Data:
----
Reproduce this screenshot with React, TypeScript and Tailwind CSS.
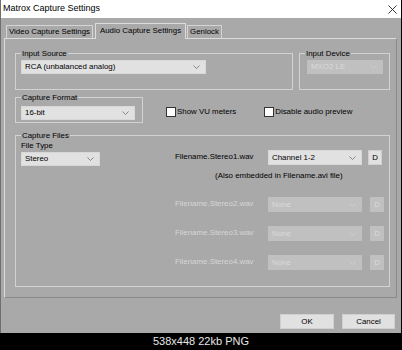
import React from 'react';

const Chevron: React.FC<{ muted?: boolean }> = ({ muted }) => (
  <svg width="7" height="4" viewBox="0 0 7 4" className="shrink-0">
    <path d="M0.5 0.5 L3.5 3.5 L6.5 0.5" fill="none" stroke={muted ? '#d2d2d2' : '#707070'} strokeWidth="0.8" />
  </svg>
);

interface ComboProps {
  value: string;
  className: string;
  disabled?: boolean;
}

const Combo: React.FC<ComboProps> = ({ value, className, disabled }) => (
  <div
    className={`flex items-center justify-between pl-[3px] pr-[5px] border ${
      disabled ? 'bg-[#c0c0c0] border-[#c0c0c0] text-[#dadada]' : 'bg-[#e1e1e1] border-[#d8d8d8] text-black'
    } ${className}`}
  >
    <span className="leading-none">{value}</span>
    <Chevron muted={disabled} />
  </div>
);

const DButton: React.FC<{ disabled?: boolean }> = ({ disabled }) => (
  <div
    className={`flex h-[15px] w-[14px] items-center justify-center border leading-none ${
      disabled ? 'bg-[#c0c0c0] border-[#c0c0c0] text-[#dadada]' : 'bg-[#e1e1e1] border-[#d0d0d0] text-black'
    }`}
  >
    D
  </div>
);

const Checkbox: React.FC<{ label: string }> = ({ label }) => (
  <div className="flex items-center gap-[1px]">
    <div className="h-[10px] w-[10px] border border-[#333333] bg-white" />
    <span className="leading-none">{label}</span>
  </div>
);

const FileRow: React.FC<{ name: string; value: string; disabled?: boolean; className?: string }> = ({
  name,
  value,
  disabled,
  className = '',
}) => (
  <div className={`flex items-start ${className}`}>
    <span className={`w-[93px] pt-[1px] leading-[11px] ${disabled ? 'text-[#d6d6d6]' : 'text-black'}`}>{name}</span>
    <Combo value={value} disabled={disabled} className="h-[15px] w-[94px]" />
    <div className={disabled ? 'ml-[8px]' : 'ml-[6px]'}>
      <DButton disabled={disabled} />
    </div>
  </div>
);

export default function App() {
  return (
    <div
      className="flex h-[350px] w-[402px] flex-col whitespace-nowrap bg-black text-[7.9px] text-black"
      style={{ fontFamily: '"Liberation Sans", Arial, sans-serif' }}
    >
      {/* Dialog */}
      <div className="flex h-[333px] flex-col border-x border-[#6e6e6e] border-r-black bg-[#a9a9a9]">
        {/* Title bar */}
        <div className="flex h-[18px] shrink-0 items-center justify-between bg-white pl-[2px] pr-[4px]">
          <span className="text-[9px]">Matrox Capture Settings</span>
          <svg width="9" height="9" viewBox="0 0 9 9">
            <path d="M0.5 0.5 L8.5 8.5 M8.5 0.5 L0.5 8.5" stroke="#222" strokeWidth="0.9" />
          </svg>
        </div>

        {/* Tabs */}
        <div className="mt-[5px] flex h-[15px] items-end pl-[5px]">
          <div className="flex h-[13px] w-[87px] items-center justify-center border border-b-0 border-[#d4d4d4]">
            Video Capture Settings
          </div>
          <div className="relative z-10 -mb-px ml-[2px] flex h-[16px] w-[91px] items-center justify-center border border-b-0 border-[#dcdcdc] bg-[#a9a9a9] pb-[1px]">
            Audio Capture Settings
          </div>
          <div className="ml-[1px] flex h-[13px] w-[35px] items-center justify-center border border-b-0 border-[#d4d4d4]">
            Genlock
          </div>
        </div>

        {/* Tab panel */}
        <div className="ml-[3px] flex h-[260px] w-[393px] flex-col border border-[#dcdcdc] border-b-[#8a8a8a] border-r-[#8a8a8a] pl-[10px] pt-[9px]">
          {/* Row 1 */}
          <div className="flex">
            <fieldset className="h-[42px] w-[278px] border border-[#d2d2d2] pl-[5px]">
              <legend className="px-[1px] leading-[11px]">Input Source</legend>
              <Combo value="RCA (unbalanced analog)" className="mt-[1px] h-[14px] w-[185px]" />
            </fieldset>
            <fieldset className="ml-[6px] h-[42px] w-[91px] border border-[#d2d2d2] pl-[5px]">
              <legend className="px-[1px] leading-[11px]">Input Device</legend>
              <Combo value="MXO2 LE" disabled className="ml-[2px] mt-[1px] h-[14px] w-[76px]" />
            </fieldset>
          </div>

          {/* Row 2 */}
          <div className="mt-[2px] flex items-start">
            <fieldset className="h-[31px] w-[128px] border border-[#d2d2d2] pl-[5px]">
              <legend className="px-[1px] leading-[11px]">Capture Format</legend>
              <Combo value="16-bit" className="mt-[3px] h-[14px] w-[114px]" />
            </fieldset>
            <div className="ml-[23px] mt-[15px] flex items-center">
              <Checkbox label="Show VU meters" />
              <div className="ml-[28px]">
                <Checkbox label="Disable audio preview" />
              </div>
            </div>
          </div>

          {/* Row 3 */}
          <fieldset className="mt-[7px] h-[157px] w-[375px] border border-[#d2d2d2] pl-[5px]">
            <legend className="px-[1px] leading-[11px]">Capture Files</legend>
            <div className="flex">
              <div className="flex w-[154px] flex-col">
                <span className="leading-[10px]">File Type</span>
                <Combo value="Stereo" className="mt-[1px] h-[14px] w-[79px]" />
              </div>
              <div className="flex flex-col">
                <FileRow name="Filename.Stereo1.wav" value="Channel 1-2" className="mt-[9px]" />
                <span className="mt-[6px] pl-[40px] leading-[10px]">(Also embedded in Filename.avi file)</span>
                <FileRow name="Filename.Stereo2.wav" value="None" disabled className="mt-[16px]" />
                <FileRow name="Filename.Stereo3.wav" value="None" disabled className="mt-[14px]" />
                <FileRow name="Filename.Stereo4.wav" value="None" disabled className="mt-[14px]" />
              </div>
            </div>
          </fieldset>
        </div>

        {/* Buttons */}
        <div className="mt-[16px] flex justify-end gap-[8px] pr-[6px]">
          <div className="flex h-[15px] w-[54px] items-center justify-center border border-[#d0d0d0] bg-[#e1e1e1]">OK</div>
          <div className="flex h-[15px] w-[53px] items-center justify-center border border-[#d0d0d0] bg-[#e1e1e1]">Cancel</div>
        </div>
      </div>

      {/* Image caption strip */}
      <div className="flex flex-1 items-center justify-center text-[11px] text-[#e6e6e6]">538x448 22kb PNG</div>
    </div>
  );
}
----
Written exercise:
Omit the pictures and give the material again, exactly and in full.

Task response:
Reproduce this screenshot with React, TypeScript and Tailwind CSS.
import React from 'react';

const Chevron: React.FC<{ muted?: boolean }> = ({ muted }) => (
  <svg width="7" height="4" viewBox="0 0 7 4" className="shrink-0">
    <path d="M0.5 0.5 L3.5 3.5 L6.5 0.5" fill="none" stroke={muted ? '#d2d2d2' : '#707070'} strokeWidth="0.8" />
  </svg>
);

interface ComboProps {
  value: string;
  className: string;
  disabled?: boolean;
}

const Combo: React.FC<ComboProps> = ({ value, className, disabled }) => (
  <div
    className={`flex items-center justify-between pl-[3px] pr-[5px] border ${
      disabled ? 'bg-[#c0c0c0] border-[#c0c0c0] text-[#dadada]' : 'bg-[#e1e1e1] border-[#d8d8d8] text-black'
    } ${className}`}
  >
    <span className="leading-none">{value}</span>
    <Chevron muted={disabled} />
  </div>
);

const DButton: React.FC<{ disabled?: boolean }> = ({ disabled }) => (
  <div
    className={`flex h-[15px] w-[14px] items-center justify-center border leading-none ${
      disabled ? 'bg-[#c0c0c0] border-[#c0c0c0] text-[#dadada]' : 'bg-[#e1e1e1] border-[#d0d0d0] text-black'
    }`}
  >
    D
  </div>
);

const Checkbox: React.FC<{ label: string }> = ({ label }) => (
  <div className="flex items-center gap-[1px]">
    <div className="h-[10px] w-[10px] border border-[#333333] bg-white" />
    <span className="leading-none">{label}</span>
  </div>
);

const FileRow: React.FC<{ name: string; value: string; disabled?: boolean; className?: string }> = ({
  name,
  value,
  disabled,
  className = '',
}) => (
  <div className={`flex items-start ${className}`}>
    <span className={`w-[93px] pt-[1px] leading-[11px] ${disabled ? 'text-[#d6d6d6]' : 'text-black'}`}>{name}</span>
    <Combo value={value} disabled={disabled} className="h-[15px] w-[94px]" />
    <div className={disabled ? 'ml-[8px]' : 'ml-[6px]'}>
      <DButton disabled={disabled} />
    </div>
  </div>
);

export default function App() {
  return (
    <div
      className="flex h-[350px] w-[402px] flex-col whitespace-nowrap bg-black text-[7.9px] text-black"
      style={{ fontFamily: '"Liberation Sans", Arial, sans-serif' }}
    >
      {/* Dialog */}
      <div className="flex h-[333px] flex-col border-x border-[#6e6e6e] border-r-black bg-[#a9a9a9]">
        {/* Title bar */}
        <div className="flex h-[18px] shrink-0 items-center justify-between bg-white pl-[2px] pr-[4px]">
          <span className="text-[9px]">Matrox Capture Settings</span>
          <svg width="9" height="9" viewBox="0 0 9 9">
            <path d="M0.5 0.5 L8.5 8.5 M8.5 0.5 L0.5 8.5" stroke="#222" strokeWidth="0.9" />
          </svg>
        </div>

        {/* Tabs */}
        <div className="mt-[5px] flex h-[15px] items-end pl-[5px]">
          <div className="flex h-[13px] w-[87px] items-center justify-center border border-b-0 border-[#d4d4d4]">
            Video Capture Settings
          </div>
          <div className="relative z-10 -mb-px ml-[2px] flex h-[16px] w-[91px] items-center justify-center border border-b-0 border-[#dcdcdc] bg-[#a9a9a9] pb-[1px]">
            Audio Capture Settings
          </div>
          <div className="ml-[1px] flex h-[13px] w-[35px] items-center justify-center border border-b-0 border-[#d4d4d4]">
            Genlock
          </div>
        </div>

        {/* Tab panel */}
        <div className="ml-[3px] flex h-[260px] w-[393px] flex-col border border-[#dcdcdc] border-b-[#8a8a8a] border-r-[#8a8a8a] pl-[10px] pt-[9px]">
          {/* Row 1 */}
          <div className="flex">
            <fieldset className="h-[42px] w-[278px] border border-[#d2d2d2] pl-[5px]">
              <legend className="px-[1px] leading-[11px]">Input Source</legend>
              <Combo value="RCA (unbalanced analog)" className="mt-[1px] h-[14px] w-[185px]" />
            </fieldset>
            <fieldset className="ml-[6px] h-[42px] w-[91px] border border-[#d2d2d2] pl-[5px]">
              <legend className="px-[1px] leading-[11px]">Input Device</legend>
              <Combo value="MXO2 LE" disabled className="ml-[2px] mt-[1px] h-[14px] w-[76px]" />
            </fieldset>
          </div>

          {/* Row 2 */}
          <div className="mt-[2px] flex items-start">
            <fieldset className="h-[31px] w-[128px] border border-[#d2d2d2] pl-[5px]">
              <legend className="px-[1px] leading-[11px]">Capture Format</legend>
              <Combo value="16-bit" className="mt-[3px] h-[14px] w-[114px]" />
            </fieldset>
            <div className="ml-[23px] mt-[15px] flex items-center">
              <Checkbox label="Show VU meters" />
              <div className="ml-[28px]">
                <Checkbox label="Disable audio preview" />
              </div>
            </div>
          </div>

          {/* Row 3 */}
          <fieldset className="mt-[7px] h-[157px] w-[375px] border border-[#d2d2d2] pl-[5px]">
            <legend className="px-[1px] leading-[11px]">Capture Files</legend>
            <div className="flex">
              <div className="flex w-[154px] flex-col">
                <span className="leading-[10px]">File Type</span>
                <Combo value="Stereo" className="mt-[1px] h-[14px] w-[79px]" />
              </div>
              <div className="flex flex-col">
                <FileRow name="Filename.Stereo1.wav" value="Channel 1-2" className="mt-[9px]" />
                <span className="mt-[6px] pl-[40px] leading-[10px]">(Also embedded in Filename.avi file)</span>
                <FileRow name="Filename.Stereo2.wav" value="None" disabled className="mt-[16px]" />
                <FileRow name="Filename.Stereo3.wav" value="None" disabled className="mt-[14px]" />
                <FileRow name="Filename.Stereo4.wav" value="None" disabled className="mt-[14px]" />
              </div>
            </div>
          </fieldset>
        </div>

        {/* Buttons */}
        <div className="mt-[16px] flex justify-end gap-[8px] pr-[6px]">
          <div className="flex h-[15px] w-[54px] items-center justify-center border border-[#d0d0d0] bg-[#e1e1e1]">OK</div>
          <div className="flex h-[15px] w-[53px] items-center justify-center border border-[#d0d0d0] bg-[#e1e1e1]">Cancel</div>
        </div>
      </div>

      {/* Image caption strip */}
      <div className="flex flex-1 items-center justify-center text-[11px] text-[#e6e6e6]">538x448 22kb PNG</div>
    </div>
  );
}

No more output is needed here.